After a promising start to his MLS career, Harry Shipp is on his way to his third team in three seasons.
The former Notre Dame standout was traded from the Montreal Impact to the Seattle Sounders on Thursday in exchange for general allocation money.
Shipp started his career as a Chicago Fire Homegrown Player in 2014, racking up seven goals and six assists on his way to finishing 2nd in MLS Rookie of the Year voting. He followed that up with three goals and eight assists in 2015 but with a regime change in Chicago, Shipp was traded to Montreal.
With the Impact this season, Shipp seemed out of place on a team that was focused on counterattacking soccer. The midfielder is not known for his athleticism and speed, which hindered his ability to be effective in Mauro Biello’s system. Shipp set career lows in games played, games started, goals and assists with the Impact and played just 18 minutes in the team’s run to the Eastern Conference Championship.
What set Shipp apart with the Fire was his ability to create chances. In 2014, Shipp averaged 2.46 chances created per 90 minutes, good for the 12th highest rate in MLS that season. In 2015 that rate dropped to 1.96 chances created per 90 and with the Impact it fell all the way to 1.58.

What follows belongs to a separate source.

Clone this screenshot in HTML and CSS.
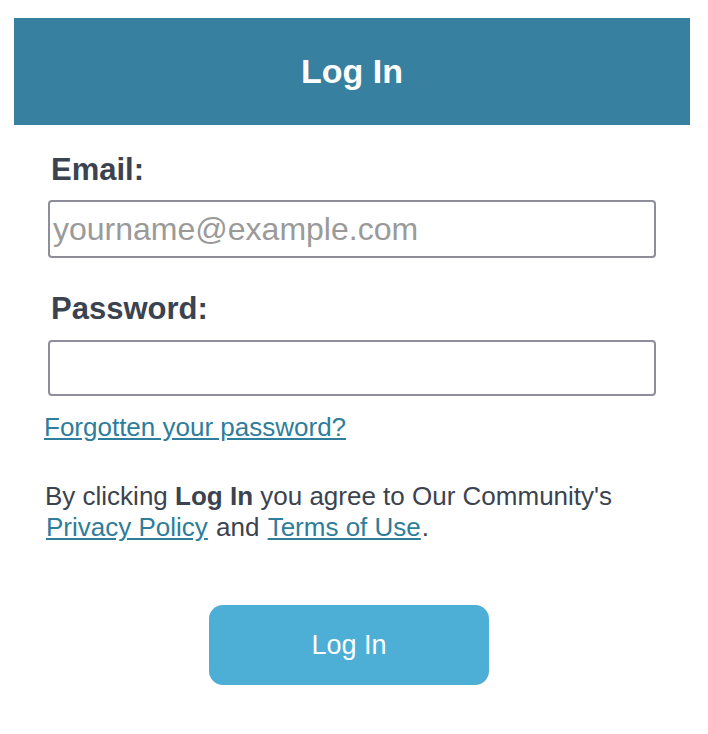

That kind of drop-off can be somewhat explained by the Impact’s style, as they finished with the third-lowest rate of possession in MLS. In a more possession-based scheme, Shipp could bounce back to be one of the best creators in MLS again.
In Seattle, Shipp is joining a team that did not possess the ball at an elite rate. After Nicolas Lodeiro’s arrival the Sounders averaged 51.1 percent possession (including playoffs), which was the eighth-highest rate in the league.
It is unknown what kind of style Brian Schmetzer will choose to employ in his first full season in charge, but it’s safe to say it will be reliant on the skills of Lodeiro.
The Uruguayan international was the best chance creator in MLS after the All-Star Game and it is likely he will be able to replicate that level of play in 2017. This means that Shipp will have to find a place to fit in around the skills of Lodeiro.
The most obvious solution is in the spot Erik Friberg occupied toward the end of the Sounders’ run to MLS Cup. With Lodeiro nominally deployed on the right – though he had plenty of freedom to work centrally – Friberg was deployed as a third central midfielder in front of Osvaldo Alonso and Cristian Roldan. In this position Friberg was asked to complete passes at a high rate and be a focal point of Seattle’s defensive shape.
He accomplished those tasks, completing 85.3 percent of his passes in 2016 including the playoffs and averaging more than 3 tackles and interceptions per 90 minutes. Despite this, the Swede’s option was declined following the season.
Can Shipp do the same job under Schwetzer? He averaged 2.5 tackles and interceptions per 90 minutes in 2016 – the highest rate in his MLS career – but is generally not known for breaking up opposing attacks. He has also never completed more than 80 percent of his passes, which could change in a different set-up in Seattle.
Shipp could be an exceptional secondary chance creator for Seattle, assuming he does enough in link-up play and on the defensive end to warrant a starting spot. Or he could be seen as a luxury player who is mainly used as a spark off the bench and a back-up to Lodeiro.
Schmetzer’s ability to tailor to Shipp’s strengths will likely answer the question of whether or not the 25-year-old is a success in the Pacific Northwest.